Archive for the 'Bangalore' Category

Last Saturday I attended the Mindtree hosted ‘icamp’ or innovation-focused Barcamp.

I must say I was rather disappointed by several aspects of the event. While the organizers got the ’structure’ somewhat right (the registration was smooth, the food was OK, the presentations were on time), they screwed up on the ‘content’. Most presentations were fairly dull and some were simply rip-offs.

A certain gentleman started valiantly on how innovation can be taught in MBA schools and was heckled immediatly by the audience with inane questions along the lines of: Why MBA schools? What is innovation? Why not the other schools? It made me realize that the word ‘MBA’ elicits a strange response from non-MBA’s - its sort of like using the words ‘Lawyer’, ‘Financial Planner’ or ‘Software Programmer’ - people either love them or just can’t stand them. Anyways, after much hand waving about Black Swans and Prototyping and Scenarios and such he managed to finish in time. My personal opinion is that the speaker had his heart in the right place but needs to get more fundamental inspirations from design thinking that he can share with students.
The second presentation was by the eclectic and sharp Murli, who, much to his discomfort found himself using a Powerpoint presentation. The minimal graphics content heavy Powerpoint was no match for the energy and vigor of the speaker and the whole experience got a bit disorienting with the rather lame Powerpoint and the rather convincing speaker. I loved Murli using paper with large text to convey that he sought disagreement and more questions and positive argument. I hope Murli tells organizers he doesn’t need Powerpoints.
A third presentation was by a senior gentleman who spoke about ‘Unusual Sources of Innovation’. While his hands on and interactive style went some way in making the presentation bearable, his content was simply too dull and commonplace in the end. Using Apple, Google, TV and the Tata Nano as starting points he launched into a discussion on what made these companies and their products successful and tried to relate how any learning from these case studies can be related to one’s job. Now the problem with Apple or Google case studies is post-hoc rationalization. It is rather easy to fit any explanation to explain their success - design, marketing, stickyness, rabid users, technology, user experience etc. I found the spirit in the presentation but the speaker would have been so much more convincing if they had used genuinely ‘unusual’ sources - how about ideas generated from sleep deprivation? from watching corny Hindi movies? from opening random pages of random (not only science fiction) books?
I bailed out in the early afternoon - couldn’t stay around long enough to be inspired to share my thoughts in that setting. It is events like these that make me question Bangalore’s claim to being the cutting-edge, futuristic metropolis. It ends up projecting itself as a city which is mirroring San Francisco or New York or London with a time lapse.

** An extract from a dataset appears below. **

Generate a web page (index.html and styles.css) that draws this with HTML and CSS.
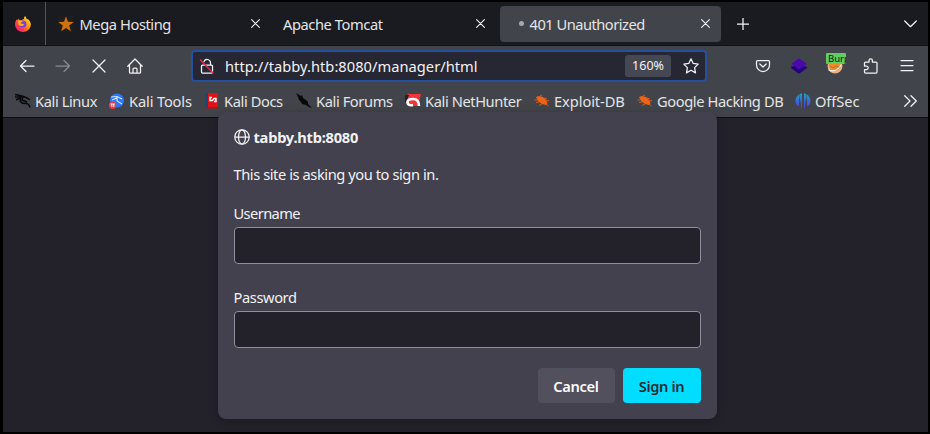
FILE: index.html
```html
<!DOCTYPE html>
<html lang="en">
<head>
<meta charset="utf-8">
<title>401 Unauthorized</title>
<link rel="stylesheet" href="styles.css">
</head>
<body>
<div class="window">
  <header class="tabs">
    <div class="view">
      <svg width="16" height="16" viewBox="0 0 16 16"><defs><linearGradient id="fx" x1="1" y1="0" x2="0" y2="1"><stop offset="0" stop-color="#fff14f"/><stop offset=".4" stop-color="#ff980e"/><stop offset=".7" stop-color="#ff3750"/><stop offset="1" stop-color="#e31587"/></linearGradient></defs><path fill="url(#fx)" d="M10 0c1 1 1.500 2 1.700 3L13 3.300C15 5 16 7 15.800 9 15.400 13 12 16 8 16S0 13 0 8.500C0 6 1 4 2.200 3v1.500L4 2.500v1.300l2 .4L9 3C8.900 2 9.200.8 10 0z"/><circle cx="7.800" cy="8" r="3.600" fill="#7540db"/><path fill="#ffad22" d="M3 4.500 8 5c-.2 1-2 1-2.200 2.200C7 8 8.500 7.400 9 8.400 8 10.500 5 10.500 3.500 8.500z"/></svg>
    </div>
    <div class="tab first">
      <svg class="fav" width="16" height="16" viewBox="0 0 16 16"><path fill="#1d1d1b" d="M0 0h16v16H0z"/><path fill="#cf720d" d="m8 .5 2 5.300 5.800.2-4.600 3.500 1.700 5.700L8 12l-4.900 3.200 1.700-5.700L.2 6 6 5.800z"/></svg>
      <span class="label">Mega Hosting</span>
      <svg class="close" width="9" height="9" viewBox="0 0 9 9"><path d="m.6.6 7.800 7.800m0-7.800L.6 8.400"/></svg>
    </div>
    <div class="tab second">
      <span class="label">Apache Tomcat</span>
      <svg class="close" width="9" height="9" viewBox="0 0 9 9"><path d="m.6.6 7.800 7.800m0-7.800L.6 8.400"/></svg>
    </div>
    <div class="tab active">
      <i class="dot"></i><span class="label">401 Unauthorized</span>
      <svg class="close" width="9" height="9" viewBox="0 0 9 9"><path d="m.6.6 7.800 7.800m0-7.800L.6 8.400"/></svg>
    </div>
    <svg class="plus" width="12" height="12" viewBox="0 0 12 12"><path d="M6 0v12M0 6h12"/></svg>
    <svg class="chevron" width="13" height="8" viewBox="0 0 13 8"><path d="m.7 1 5.800 5.700L12.300 1"/></svg>
  </header>

  <nav class="toolbar">
    <div class="navs">
      <svg width="16" height="16" viewBox="0 0 16 16"><path d="M15 8H1.500M7 2.500 1.500 8 7 13.500"/></svg>
      <svg class="off" width="16" height="16" viewBox="0 0 16 16"><path d="M1 8h13.500M9 2.500 14.500 8 9 13.500"/></svg>
      <svg width="16" height="16" viewBox="0 0 16 16"><path d="m2 2 12 12m0-12L2 14"/></svg>
      <svg width="16" height="16" viewBox="0 0 16 16"><path d="M.8 8.300 8 1l7.200 7.300M2.500 7v7.200q0 1 1 1h9q1 0 1-1V7M6 15v-4q0-1 1-1h2q1 0 1 1v4"/></svg>
    </div>
    <div class="url">
      <svg width="16" height="18" viewBox="0 0 16 18"><path d="M5 4.500a3.400 3.400 0 0 1 6.500 1V8M3.500 8h9q1 0 1 1v6q0 1-1 1h-9q-1 0-1-1V9q0-1 1-1z"/><path class="slash" d="m1.500 3 12.500 13"/></svg>
      <span class="address">http://tabby.htb:8080/manager/html</span>
      <span class="zoom">160%</span>
      <svg class="star" width="16" height="16" viewBox="0 0 16 16"><path d="m8 .8 2.200 4.600 5 .7-3.600 3.500.9 5.300L8 12.300l-4.500 2.600.9-5.300L.8 6.100l5-.7z"/></svg>
    </div>
    <div class="tools">
      <svg width="16" height="16" viewBox="0 0 16 16"><path d="M2.500 2.500h11q1 0 1 1V7a6.500 6.500 0 0 1-13 0V3.500q0-1 1-1zM4.800 6 8 9l3.200-3"/></svg>
      <svg width="16" height="16" viewBox="0 0 16 16"><path class="solid" d="m.3 8.500 3-.5L8 11l4.700-3 3 .5v1.800L8 15.700.3 10.300z"/><path class="solid" d="m8 .2 7.700 5.600L8 11.500.3 5.800z"/></svg>
      <div class="foxy">
        <svg width="16" height="16" viewBox="0 0 16 16"><circle cx="8" cy="8" r="7.500" fill="#e9b283"/><path class="solid" d="M2 5h12l-1 5-4 3-6-1z"/><path d="M2 12q7 3 12-5"/><path d="m3 8 3 2 3-2 3 1"/></svg>
        <span class="badge">Burp</span>
      </div>
      <svg width="16" height="16" viewBox="0 0 16 16"><path d="M1.500 6.500V5q0-1 1-1H6V2.500a1.700 1.700 0 0 1 3.400 0V4H13q1 0 1 1v9q0 1-1 1H2.500q-1 0-1-1v-2.500h2a1.700 1.700 0 0 0 0-3.400h-2z"/></svg>
      <svg width="16" height="16" viewBox="0 0 16 16"><path d="M2 2.500h12M2 7.500h12M2 12.500h12"/></svg>
    </div>
  </nav>

  <nav class="bookmarks">
    <a class="b1"><svg width="16" height="16" viewBox="0 0 16 16"><path fill="none" stroke="#08080a" stroke-width="1.500" d="M0 1.500 7 3l5 2 3 2M0 4l7-.5M1 7l5-3-1 4q2 3 6 2.500 3 0 4 4M8 4l-1 3 5 2"/></svg><span>Kali Linux</span></a>
    <a class="b2"><svg width="16" height="16" viewBox="0 0 16 16"><circle cx="8" cy="7.500" r="7" fill="#2777ff"/><path fill="none" stroke="#d4e5ff" stroke-width="1.200" d="m2 4 6-.5 5 2.500M3 7l5-2v3l5 3"/><circle cx="3.700" cy="12.300" r="3.700" fill="#e83e43"/><path fill="none" stroke="#fff" d="M1.500 11h4.500M2.800 11v3m2-3v3"/></svg><span>Kali Tools</span></a>
    <a class="b3"><svg width="16" height="16" viewBox="0 0 16 16"><path fill="#e01216" d="M3 0h11v14H3z"/><path fill="#174677" d="M1.500 0H4v15H1.500z"/><path fill="#b90e12" d="M2 14h12v1.500H2z"/><path fill="none" stroke="#fff" stroke-width="1.400" d="M8 4.500H6v3h2.500l1.500-2h2v3h-2"/></svg><span>Kali Docs</span></a>
    <a class="b4"><svg width="16" height="16" viewBox="0 0 16 16"><path fill="#08080a" d="m0 0 5 3 1-1 1 3 3 2 2 2v2l4 4-3-1-3-2-4-1-1-2-2-2-1-3z"/></svg><span>Kali Forums</span></a>
    <a class="b5"><svg width="16" height="16" viewBox="0 0 16 16"><path fill="#ef343a" d="M3 1h13l-3 12H4L0 9z"/><path fill="#24202b" d="M0 2h4L2 8l-2 2z"/><path fill="none" stroke="#fff" stroke-width="2.600" d="M14 13q0-7-6-7-6 0-5.500 3.500Q3 13 8 12"/></svg><span>Kali NetHunter</span></a>
    <a class="b6"><svg width="16" height="16" viewBox="0 0 16 16"><path fill="#f16314" d="m2 4 3-1 4 1 3 3 1.500 3-1.500 2-4-1-4-3z"/><path fill="none" stroke="#f16314" stroke-width=".8" d="m6 3 2-1M10 5l3 1M12 8l3-.5M12 11l2.500 2M8 11l-3 1.500M5 9 2 9.500M3 7 .5 7"/></svg><span>Exploit-DB</span></a>
    <a class="b7"><svg width="16" height="16" viewBox="0 0 16 16"><path fill="#f16314" d="m2 4 3-1 4 1 3 3 1.500 3-1.500 2-4-1-4-3z"/><path fill="none" stroke="#f16314" stroke-width=".8" d="m6 3 2-1M10 5l3 1M12 8l3-.5M12 11l2.500 2M8 11l-3 1.500M5 9 2 9.500M3 7 .5 7"/></svg><span>Google Hacking DB</span></a>
    <a class="b8"><svg width="16" height="16" viewBox="0 0 16 16"><defs><linearGradient id="os" x1="0" y1="0" x2="0" y2="1"><stop stop-color="#18a5c7"/><stop offset="1" stop-color="#5a32e0"/></linearGradient></defs><path fill="url(#os)" d="M4 1.500v12Q.5 12 .5 8T4 1.500zM4.500 1.200 7 .3v15.400L6 15q0-7-1.500-10zM9 .3l2.500.9V5Q10 8 10 15l-1 .7zM12 1.500q3.500 2.500 3.500 6.500T12 13.500z"/></svg><span>OffSec</span></a>
    <svg class="more" width="13" height="12" viewBox="0 0 13 12"><path d="m.7.7 5.300 5.300-5.300 5.300M7 .7 12.300 6 7 11.300"/></svg>
  </nav>

  <main class="page">
    <form class="dialog">
      <div class="host">
        <svg width="16" height="16" viewBox="0 0 16 16"><circle cx="8" cy="8" r="7.200"/><ellipse cx="8" cy="8" rx="3.500" ry="7.200"/><path d="M1 8h14"/></svg>
        <b>tabby.htb:8080</b>
      </div>
      <p class="message">This site is asking you to sign in.</p>
      <label class="user" for="user">Username</label>
      <input id="user" type="text">
      <label for="pass">Password</label>
      <input id="pass" type="password">
      <div class="actions">
        <button type="button" class="cancel">Cancel</button>
        <button type="button" class="signin">Sign in</button>
      </div>
    </form>
  </main>
</div>
</body>
</html>
```
FILE: styles.css
```css
* { box-sizing: border-box; }
body {
  margin: 0;
  background: #000;
  color: #f2f2f5;
  font: 14.67px/20px "Noto Sans", sans-serif;
}
svg { display: block; flex: none; }
.window {
  height: 434px;
  border: 2px solid #000;
  border-left-width: 3px;
  overflow: hidden;
  background: #23222b;
}
.tabs {
  display: flex;
  align-items: center;
  height: 44px;
  background: #1a1b20;
  border-bottom: 1px solid #101116;
  color: #e4e4e6;
}
.tabs svg path, .toolbar svg path, .host svg *, .more path { fill: none; stroke: #f2f2f5; stroke-width: 1.25; stroke-linecap: round; stroke-linejoin: round; }
.tabs .view path:nth-of-type(1) { fill: url(#fx); stroke: none; }
.tabs .view path:nth-of-type(2) { fill: #ffad22; stroke: none; }
.tabs .fav path { fill: #cf720d; stroke: none; }
.tabs .fav path:first-child { fill: #1d1d1b; }
.view {
  width: 43px;
  height: 43px;
  padding: 14px 0 0 12px;
  border-right: 1px solid #54555b;
}
.tab { display: flex; align-items: center; height: 36px; flex: none; }
.label { flex: 1; white-space: nowrap; padding-top: 1px; letter-spacing: -.42px; }
.tabs .close path { stroke-width: 1.1; }
.first { width: 227px; padding: 0 13px 0 12px; }
.first .fav { margin-right: 5.5px; }
.second { width: 227px; padding: 0 15px 0 10px; }
.active { width: 221px; padding: 0 11px 0 19px; border-radius: 4px; background: #42444b; }
.active .label { letter-spacing: -.5px; }
.dot { width: 5px; height: 5px; margin-right: 5.5px; border-radius: 50%; background: #a7a8ad; }
.plus { margin-left: 16px; }
.chevron { margin-left: auto; margin-right: 11px; }
.toolbar {
  display: flex;
  align-items: center;
  height: 40px;
  background: #42444b;
}
.navs { display: flex; gap: 20px; width: 188px; padding-left: 16px; }
.off { opacity: .4; }
.url {
  display: flex;
  align-items: center;
  width: 516px;
  height: 32px;
  padding: 0 6px;
  border: 2px solid #264f9e;
  border-radius: 4px;
  background: #262732;
}
.toolbar .url .slash { stroke: #e22850; stroke-width: 1.5; }
.address { flex: 1; margin-left: 10px; letter-spacing: .03px; }
.zoom {
  width: 46px;
  height: 22px;
  margin-right: 12px;
  border-radius: 3px;
  background: #454853;
  font-size: 12.5px;
  line-height: 22px;
  text-align: center;
}
.tools { display: flex; gap: 20px; margin-left: 48px; align-items: center; }
.toolbar svg .solid { stroke: none; }
.toolbar svg path.solid:nth-child(1) { fill: #20007b; }
.toolbar svg path.solid:nth-child(2) { fill: #4b08ad; }
.toolbar .foxy svg path.solid:nth-child(2) { fill: #f28b20; }
.toolbar .foxy svg path:nth-child(4) { stroke: #a8744b; stroke-width: 1; }
.foxy { position: relative; }
.badge {
  position: absolute;
  top: -5px;
  left: -1px;
  width: 20px;
  height: 11px;
  padding-left: 2px;
  overflow: hidden;
  border-radius: 1px;
  background: #60cc62;
  color: #0b230c;
  font-size: 9.5px;
  line-height: 11px;
}
.bookmarks {
  display: flex;
  align-items: center;
  height: 32px;
  padding: 0 0 1px 12px;
  background: #42444b;
  border-bottom: 1px solid #0d0d12;
  color: #e4e4e6;
}
.bookmarks a { display: flex; flex: none; align-items: center; gap: 4px; white-space: nowrap; letter-spacing: -.4px; }
.b1 { width: 94px; }
.b2 { width: 95px; }
.b3 { width: 92px; }
.b4 { width: 109px; }
.b5 { width: 129px; }
.b6 { width: 103px; }
.b7 { width: 158px; }
.bookmarks .b2 { letter-spacing: -.15px; }
.bookmarks .b6, .bookmarks .b8 { letter-spacing: -.08px; }
.more { margin-left: auto; margin-right: 11px; }
.page { display: flex; justify-content: center; align-items: flex-start; }
.dialog {
  position: relative;
  width: 499px;
  height: 307px;
  margin: -6px 0 0 3px;
  padding: 15px 16px 16px;
  border-radius: 8px;
  background: #42414d;
  box-shadow: 0 2px 10px #0004;
}
.host { display: flex; align-items: center; gap: 4px; height: 20px; letter-spacing: -.25px; }
.message { margin: 17px 0 19px; letter-spacing: -.43px; }
.dialog label { display: block; height: 20px; letter-spacing: -.4px; }
.dialog .user { letter-spacing: -.6px; }
.dialog input {
  display: block;
  width: 467px;
  height: 37px;
  margin: 4px 0 23px;
  border: 1px solid #8f8f9d;
  border-radius: 4px;
  background: #23222b;
}
.actions { display: flex; justify-content: flex-end; gap: 8px; margin-top: -3px; }
.actions button {
  height: 35px;
  padding: 0;
  border: 0;
  border-radius: 4px;
  font: 600 14.67px/20px "Noto Sans", sans-serif;
  letter-spacing: -.35px;
}
.cancel { width: 77px; background: #52505c; color: #fbfbfe; }
.signin { width: 78px; background: #00ddff; color: #2b2a33; }
```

These past two Friday afternoons, I’ve been visiting the National Institute of Design (NID)’s Bangalore campus for providing industry inputs and teaching a class on ‘Prototyping and Usability’ to students of the Masters in Design program.

Over the next few weeks in January/February, I will be covering (with Adesh, a brilliant and enthusiastic Senior Interaction Designer from my team) the following topics through a mix of presentations, case studies, examples and hands on activities.
- How prototyping drives design and innovation
- Overview of prototyping, fidelity and tool selection
- Fundamentals of low, mid and high fidelity prototyping
- Group and individual exercises on different prototyping techniques
- Usability evaluations: Methods, metrics and protocols

All the students are in their second semester and are taking other classes in User Experience Design including on web design, usability studies, Interaction design and user research.
I’m quite excited about how the next few sessions turn out. Its always energizing to be in the presence of students - keeps me on my toes too.

I’m also looking forward to my visit to IIT Kanpur’s design program in mid February for a design workshop we’ll be conducting over the weekend of Feb 15.


While listening to Barry Vandevier of Travelocity, i noted that very few companies have actually walked the talk in terms of ‘open innovation‘. Most companies pay lip service to building an innovation culture across their global workforce (from the mailroom boy to the documentation guy to the UI designer) but end up building ‘innovation’ silos which, when they interact with the rest of the ‘normal’ organization do so very little, very late.
In this regard, Yahoo and Travelocity’s Hackday initiatives are inspiring. Both companies have held Hackdays regularly in their US and international locations, and Yahoo has even gone one step ahead and hosted a ‘public’ Hackday. The notion of bringing in select groups and individuals from outside the company to seed new knowledge networks within the company is an old one but doing so in a Hackday format is pretty innovative. There is a difference between a 1 hour staid lecture and a 24 hour marathon design and technology creation session.
There is something exciting about the Hackday format - throw in a lot of smart and hands on people in a large room with lots of coffee, pump up the challenge by having multiple groups competing, and then select winners based on audience polls and expert reviews - i would argue that this format is suitable for any sort of post-brainstorming work and especially so for ’suits’ - there is nothing more heartening than seeing people create new concepts and ideas without the bureaucracy of top down organizational structures.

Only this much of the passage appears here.